MDS Pharma Services, Quintiles, Xcelience and Synexus - People on the move

By Kirsty Barnes

- Last updated on GMT

Related tags Mds pharma services Pharmacology Clinical trial

MDS Pharma Services, Quintiles, Xcelience and Synexus have all had
people on the move in the world of pharmaceutical outsourcing.

MDS Pharma Services has named Dr Patrice Hugo as vice president of Scientific Affairs for its global central laboratory network.

In the post, Hugo will lead the development of innovative biomarkers and esoteric assays, designed to enhance clinical development productivity across all phases.
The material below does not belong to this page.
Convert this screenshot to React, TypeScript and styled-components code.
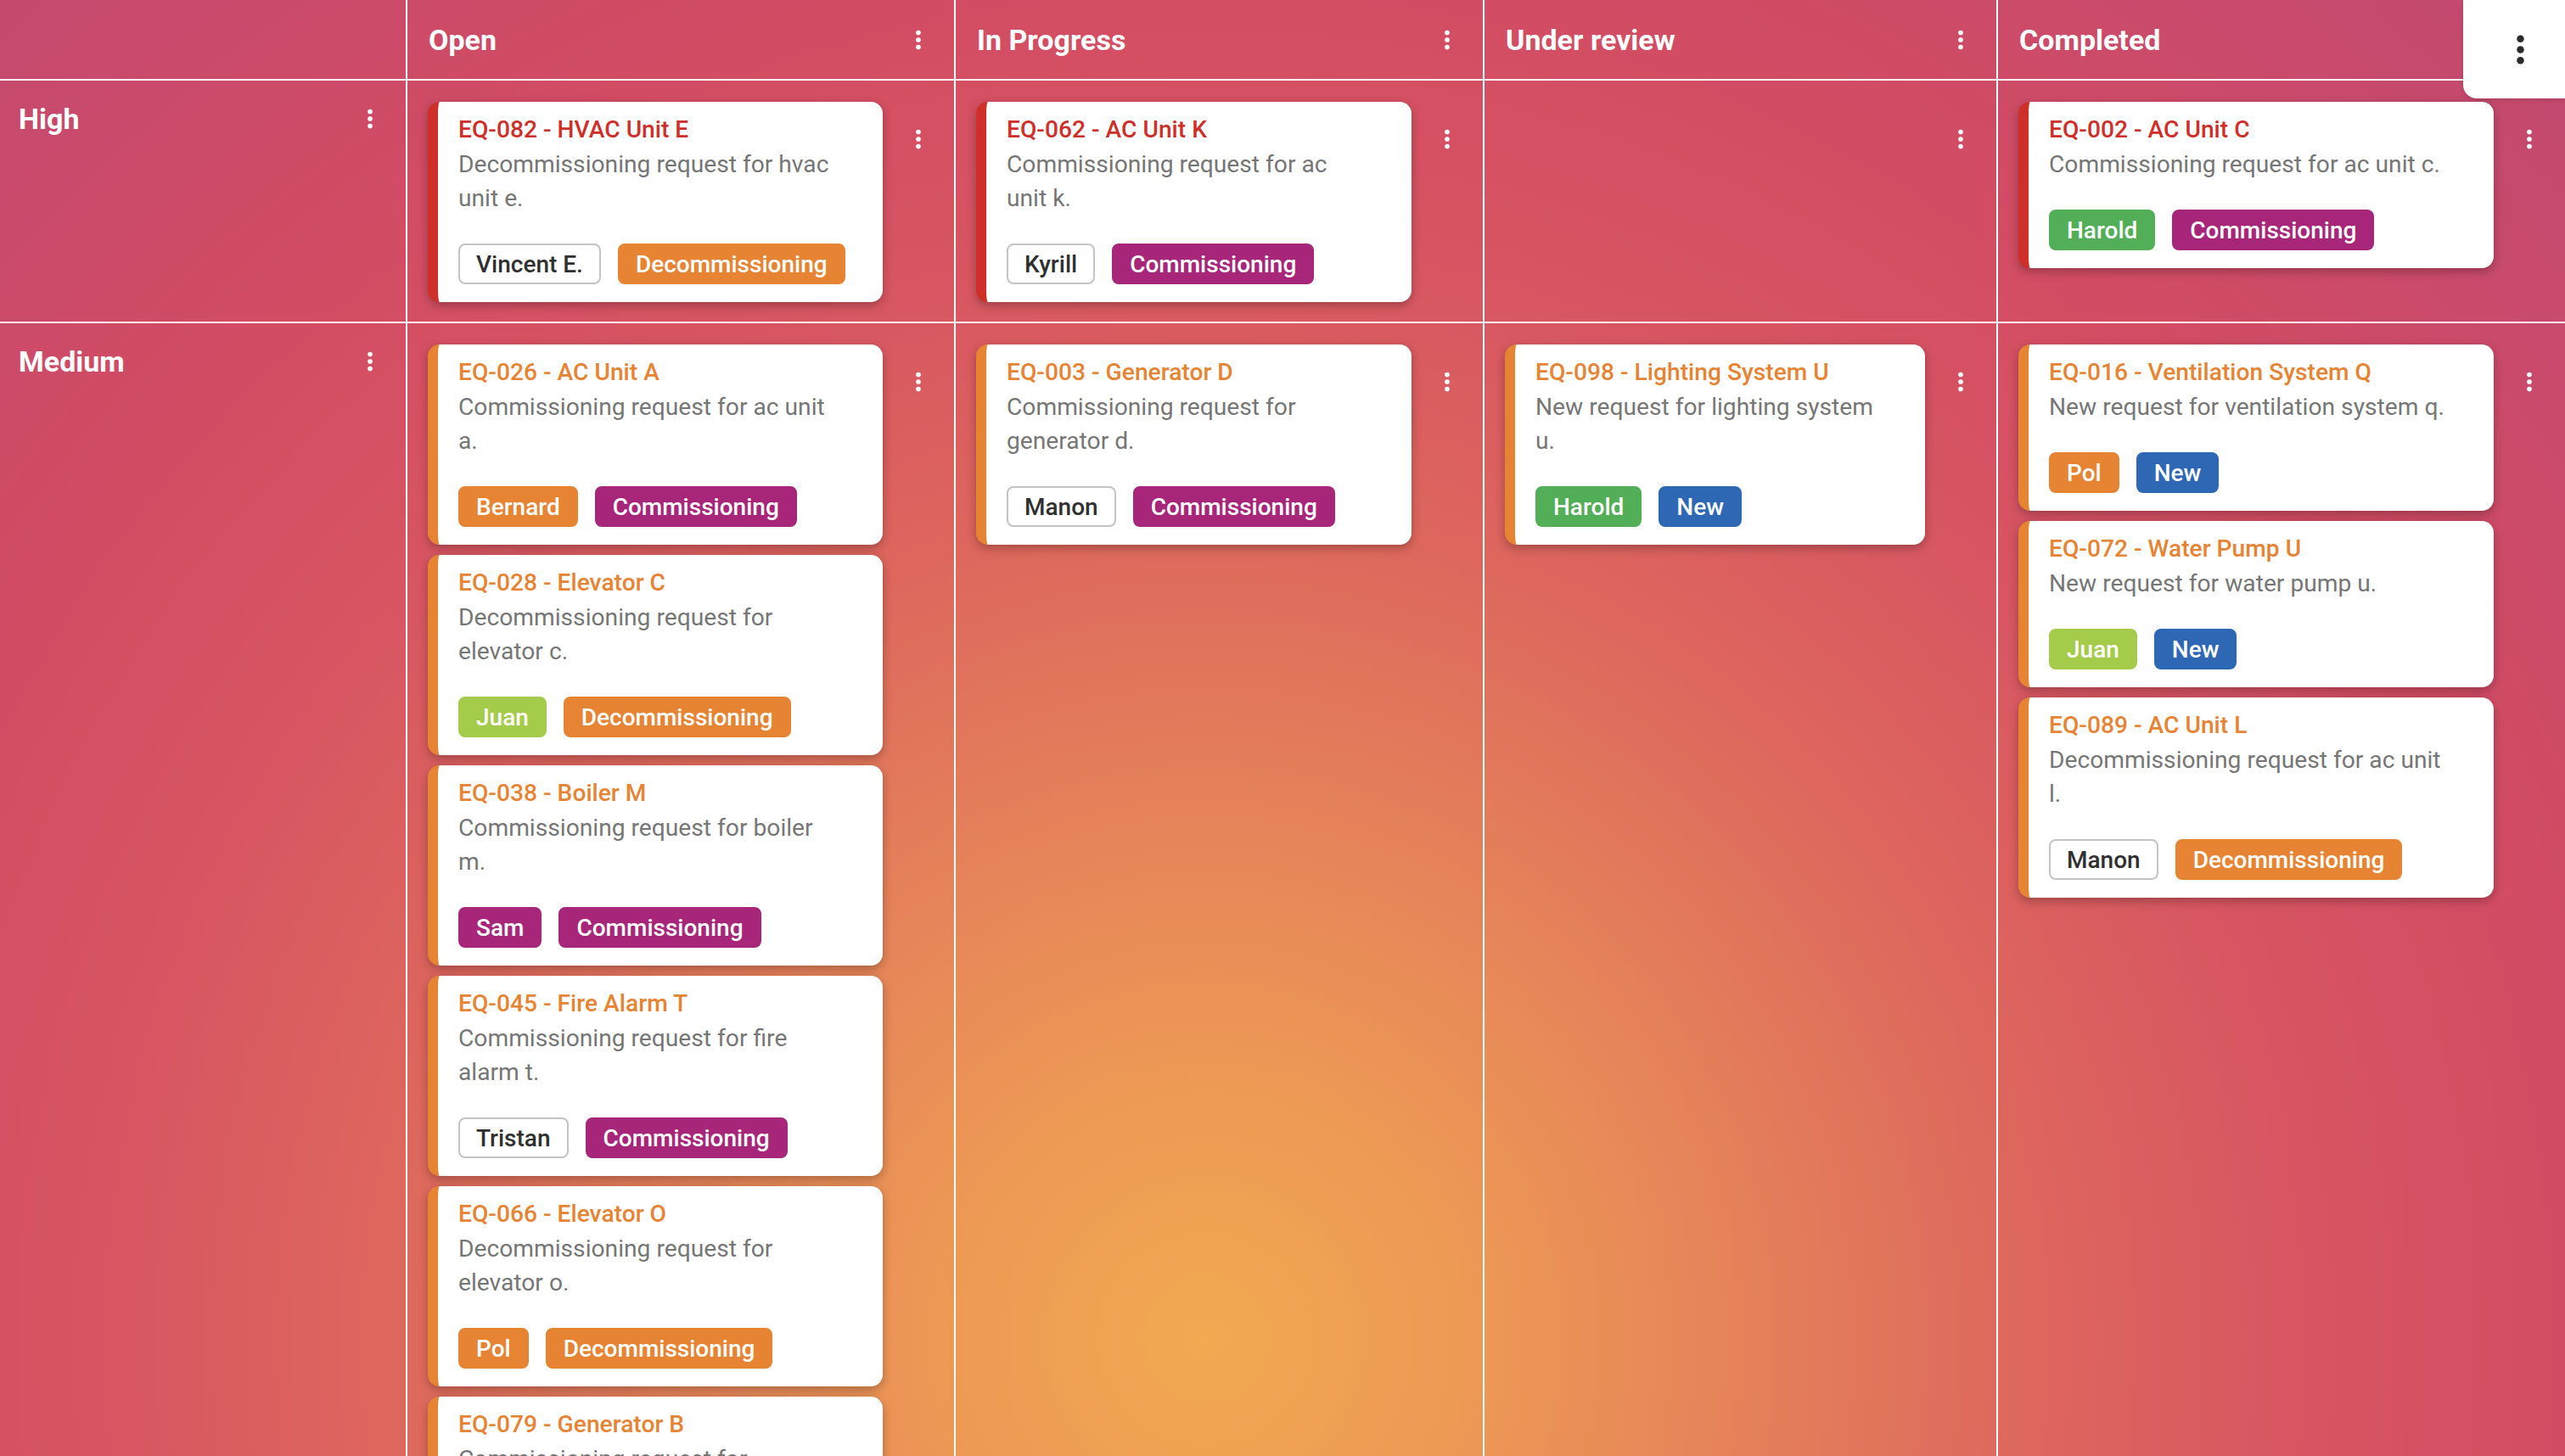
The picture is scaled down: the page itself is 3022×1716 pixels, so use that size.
import React from 'react';
import styled, { createGlobalStyle } from 'styled-components';

const GlobalStyle = createGlobalStyle`
  html, body {
    margin: 0;
    padding: 0;
    height: 100%;
  }
  body {
    font-family: Roboto, "Noto Sans", sans-serif;
    overflow: hidden;
  }
`;

type ChipKind = 'outlined' | 'orange' | 'magenta' | 'green' | 'lime' | 'blue';
type Priority = 'high' | 'medium';

interface Ticket {
  code: string;
  name: string;
  description: string;
  assignee: { label: string; kind: ChipKind };
  type: { label: string; kind: ChipKind };
}

const chipColors: Record<ChipKind, { bg: string; fg: string; border: string }> = {
  outlined: { bg: '#ffffff', fg: '#303030', border: '#c4c4c4' },
  orange: { bg: '#e68433', fg: '#ffffff', border: '#e68433' },
  magenta: { bg: '#a8267a', fg: '#ffffff', border: '#a8267a' },
  green: { bg: '#52ae57', fg: '#ffffff', border: '#52ae57' },
  lime: { bg: '#a5cb4a', fg: '#ffffff', border: '#a5cb4a' },
  blue: { bg: '#2e68b4', fg: '#ffffff', border: '#2e68b4' },
};

const priorityColors: Record<Priority, string> = {
  high: '#cf2f29',
  medium: '#e68433',
};

const statuses = ['Open', 'In Progress', 'Under review', 'Completed'];

const COMM = { label: 'Commissioning', kind: 'magenta' as ChipKind };
const DECOMM = { label: 'Decommissioning', kind: 'orange' as ChipKind };
const NEW = { label: 'New', kind: 'blue' as ChipKind };

const rows: { key: Priority; label: string; cells: Ticket[][] }[] = [
  {
    key: 'high',
    label: 'High',
    cells: [
      [
        {
          code: 'EQ-082',
          name: 'HVAC Unit E',
          description: 'Decommissioning request for hvac unit e.',
          assignee: { label: 'Vincent E.', kind: 'outlined' },
          type: DECOMM,
        },
      ],
      [
        {
          code: 'EQ-062',
          name: 'AC Unit K',
          description: 'Commissioning request for ac unit k.',
          assignee: { label: 'Kyrill', kind: 'outlined' },
          type: COMM,
        },
      ],
      [],
      [
        {
          code: 'EQ-002',
          name: 'AC Unit C',
          description: 'Commissioning request for ac unit c.',
          assignee: { label: 'Harold', kind: 'green' },
          type: COMM,
        },
      ],
    ],
  },
  {
    key: 'medium',
    label: 'Medium',
    cells: [
      [
        {
          code: 'EQ-026',
          name: 'AC Unit A',
          description: 'Commissioning request for ac unit a.',
          assignee: { label: 'Bernard', kind: 'orange' },
          type: COMM,
        },
        {
          code: 'EQ-028',
          name: 'Elevator C',
          description: 'Decommissioning request for elevator c.',
          assignee: { label: 'Juan', kind: 'lime' },
          type: DECOMM,
        },
        {
          code: 'EQ-038',
          name: 'Boiler M',
          description: 'Commissioning request for boiler m.',
          assignee: { label: 'Sam', kind: 'magenta' },
          type: COMM,
        },
        {
          code: 'EQ-045',
          name: 'Fire Alarm T',
          description: 'Commissioning request for fire alarm t.',
          assignee: { label: 'Tristan', kind: 'outlined' },
          type: COMM,
        },
        {
          code: 'EQ-066',
          name: 'Elevator O',
          description: 'Decommissioning request for elevator o.',
          assignee: { label: 'Pol', kind: 'orange' },
          type: DECOMM,
        },
        {
          code: 'EQ-079',
          name: 'Generator B',
          description: 'Commissioning request for generator b.',
          assignee: { label: 'Sam', kind: 'magenta' },
          type: COMM,
        },
      ],
      [
        {
          code: 'EQ-003',
          name: 'Generator D',
          description: 'Commissioning request for generator d.',
          assignee: { label: 'Manon', kind: 'outlined' },
          type: COMM,
        },
      ],
      [
        {
          code: 'EQ-098',
          name: 'Lighting System U',
          description: 'New request for lighting system u.',
          assignee: { label: 'Harold', kind: 'green' },
          type: NEW,
        },
      ],
      [
        {
          code: 'EQ-016',
          name: 'Ventilation System Q',
          description: 'New request for ventilation system q.',
          assignee: { label: 'Pol', kind: 'orange' },
          type: NEW,
        },
        {
          code: 'EQ-072',
          name: 'Water Pump U',
          description: 'New request for water pump u.',
          assignee: { label: 'Juan', kind: 'lime' },
          type: NEW,
        },
        {
          code: 'EQ-089',
          name: 'AC Unit L',
          description: 'Decommissioning request for ac unit l.',
          assignee: { label: 'Manon', kind: 'outlined' },
          type: DECOMM,
        },
      ],
    ],
  },
];

const Page = styled.div`
  position: relative;
  height: 100vh;
  overflow: hidden;
  background: radial-gradient(
    circle at 47% 92%,
    #f2a951 0%,
    #ed9955 14%,
    #e5825a 28%,
    #dd675d 43%,
    #d75562 58%,
    #d24c63 72%,
    #c84a6c 88%,
    #c0496f 100%
  );
`;

const Board = styled.div`
  display: grid;
  grid-template-columns: 480px 646px 623px 605px 1fr;
  grid-template-rows: 95px auto 1fr;
  min-height: 100%;
`;

const GridCell = styled.div<{ $last?: boolean; $bottom?: boolean }>`
  box-sizing: border-box;
  border-right: ${({ $last }) => ($last ? 'none' : '2px solid #ffffff')};
  border-bottom: ${({ $bottom }) => ($bottom ? '2px solid #ffffff' : 'none')};
  min-width: 0;
`;

const HeaderCell = styled(GridCell)`
  display: flex;
  align-items: center;
  justify-content: space-between;
  padding-left: 25px;
`;

const HeaderTitle = styled.span`
  color: #ffffff;
  font-size: 34px;
  font-weight: 700;
`;

const LabelCell = styled(GridCell)`
  padding: 3px 0 0 22px;
`;

const LabelBar = styled.div`
  display: flex;
  align-items: center;
  justify-content: space-between;
  height: 84px;
`;

const LabelText = styled.span`
  color: #ffffff;
  font-size: 34px;
  font-weight: 700;
`;

const BodyCell = styled(GridCell)`
  display: flex;
  align-items: flex-start;
  padding: 25px 0 23px 24px;
`;

const CardStack = styled.div`
  flex: 1;
  display: flex;
  flex-direction: column;
  gap: 12px;
  min-width: 0;
`;

const KebabButton = styled.button<{ $offset?: number }>`
  flex: none;
  width: 84px;
  height: 84px;
  margin-top: ${({ $offset }) => $offset ?? 0}px;
  display: flex;
  align-items: center;
  justify-content: center;
  background: transparent;
  border: none;
  padding: 0;
  color: #ffffff;
  cursor: pointer;
`;

const Card = styled.div<{ $accent: string }>`
  box-sizing: border-box;
  background: #ffffff;
  border-radius: 14px;
  border-left: 12px solid ${({ $accent }) => $accent};
  padding: 12px 50px 21px 24px;
  box-shadow: 0 4px 12px rgba(0, 0, 0, 0.28);
`;

const CardTitle = styled.div<{ $accent: string }>`
  color: ${({ $accent }) => $accent};
  font-size: 28.2px;
  font-weight: 500;
  line-height: 42px;
`;

const CardDescription = styled.p`
  margin: 0;
  color: #767676;
  font-size: 28.2px;
  line-height: 40px;
`;

const ChipRow = styled.div`
  display: flex;
  gap: 20px;
  margin-top: 33px;
`;

const Chip = styled.span<{ $kind: ChipKind }>`
  box-sizing: border-box;
  display: inline-flex;
  align-items: center;
  height: 48px;
  padding: 0 19px;
  border-radius: 8px;
  border: 2px solid ${({ $kind }) => chipColors[$kind].border};
  background: ${({ $kind }) => chipColors[$kind].bg};
  color: ${({ $kind }) => chipColors[$kind].fg};
  font-size: 28px;
  font-weight: 500;
  white-space: nowrap;
`;

const CornerMenu = styled.div`
  position: absolute;
  top: 0;
  right: 0;
  width: 120px;
  height: 116px;
  box-sizing: border-box;
  padding-left: 14px;
  display: flex;
  align-items: center;
  justify-content: center;
  background: #ffffff;
  border-bottom-left-radius: 16px;
  color: #2b2b2b;
  box-shadow: 0 2px 6px rgba(0, 0, 0, 0.12);
`;

const MoreVert: React.FC<{ size?: number }> = ({ size = 34 }) => (
  <svg width={size} height={size} viewBox="0 0 24 24" fill="currentColor">
    <circle cx="12" cy="6" r="2" />
    <circle cx="12" cy="12" r="2" />
    <circle cx="12" cy="18" r="2" />
  </svg>
);

const TicketCard: React.FC<{ ticket: Ticket; accent: string }> = ({ ticket, accent }) => (
  <Card $accent={accent}>
    <CardTitle $accent={accent}>
      {ticket.code} - {ticket.name}
    </CardTitle>
    <CardDescription>{ticket.description}</CardDescription>
    <ChipRow>
      <Chip $kind={ticket.assignee.kind}>{ticket.assignee.label}</Chip>
      <Chip $kind={ticket.type.kind}>{ticket.type.label}</Chip>
    </ChipRow>
  </Card>
);

const App: React.FC = () => {
  return (
    <Page>
      <GlobalStyle />
      <Board>
        <GridCell $bottom />
        {statuses.map((status, i) => (
          <HeaderCell key={status} $bottom $last={i === statuses.length - 1}>
            <HeaderTitle>{status}</HeaderTitle>
            <KebabButton>
              <MoreVert />
            </KebabButton>
          </HeaderCell>
        ))}

        {rows.map((row, r) => {
          const isLastRow = r === rows.length - 1;
          return (
            <React.Fragment key={row.key}>
              <LabelCell $bottom={!isLastRow}>
                <LabelBar>
                  <LabelText>{row.label}</LabelText>
                  <KebabButton>
                    <MoreVert />
                  </KebabButton>
                </LabelBar>
              </LabelCell>
              {row.cells.map((tickets, c) => (
                <BodyCell
                  key={`${row.key}-${c}`}
                  $bottom={!isLastRow}
                  $last={c === row.cells.length - 1}
                >
                  <CardStack>
                    {tickets.map((t) => (
                      <TicketCard key={t.code} ticket={t} accent={priorityColors[row.key]} />
                    ))}
                  </CardStack>
                  <KebabButton $offset={2}>
                    <MoreVert />
                  </KebabButton>
                </BodyCell>
              ))}
            </React.Fragment>
          );
        })}
      </Board>
      <CornerMenu>
        <MoreVert size={51} />
      </CornerMenu>
    </Page>
  );
};

export default App;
Dr Hugo has more than 15 years of relevant experience in discovery, preclinical, clinical development, diagnostics and biotechnology, with a focus on biomarker evaluation and development across a range of therapeutic areas.

He joins MDS from Caprion Proteomics, where he was executive vice president of Research and Development.

"The importance of biomarkers has grown as the industry shifts toward personalised medicine and seeks to expedite drug discovery and development while controlling costs," said MDS Pharma Services president David Spaight.

"As part of this trend, MDS Pharma Services has validated and implemented more than 100 custom biomarkers in the last two years, and Dr Hugo's appointment reflects our intention to remain a key player in this important arena."

Meanwhile, the company has made another appointment of late, hiring Dr Lori McDonald as vice president of Quality and Compliance, to lead the firm's programme to build and manage quality and regulatory compliance systems across its global business.

"By enabling process improvements and compliance with regulatory requirements, she and her staff will be instrumental in helping MDS Pharma Services deliver high-quality, on-time services.

This will help our clients expedite their drug discovery and development programs," said Spaight.

Before joining MDS, McDonald served as vice president of Regulatory Affairs with Alder Biopharmaceuticals.

Quintiles has recently promoted Christopher Cabell to chief medical and scientific officer, taking over from Oren Cohen, who was recently appointed senior vice president of Clinical Research Strategies.

In his new role, Cabell will be responsible for company-wide initiatives that focus on bioethics and the protection of human subjects, as well as the development of initiatives that "bring forward innovations in medicine, science and technology into future business models", the firm said.

Prior to the promotion, Cabell held the position of global cardiovascular/endocrine therapeutic group leader within the Medical and Scientific Services group and provided cardiology expertise for Quintiles Electrocardiogram (ECG) Services.

Xcelience has recently hired Paul Skultety as director of Pharmaceutical Development Services, where he will oversee the firm's preformulation, analytical and formulation services.

Skultety has over 26 years experience in pharmaceutical research and formulation development and has previously served as vice president of Scientific Development at Aptuit and vice president of Pharmaceutics at Quintiles.

In addition, he has nine registered patents with the United States Patent and Trademark Office related to formulation and pharmaceutical composition.

Xcelience said that Skultety's "unique background in pharmaceutical formulation" compliments its offerings to its customers and "expands the company's team structure and ability to become a direct extension of sponsors' laboratories".

Synexus has announced the appointment of specialist chest physician Dr Sándor Kis as country manager of Hungary, where he will be responsible for clinical trials at the contract research organisation's hub site in Budapest, as well as the development of new business in Hungary.

Working for a variety of major pharma companies over the years, Kis has " extensive expertise" in clinical trials and in marketing, said the firm.

According to Synexus, the country is proving to be one of the most attractive places to run clinical trials with good access to hundreds of thousands of patients.

The Hungarian clinical hub site is now involved in several major studies for big pharma firms, as well as a number of smaller studies.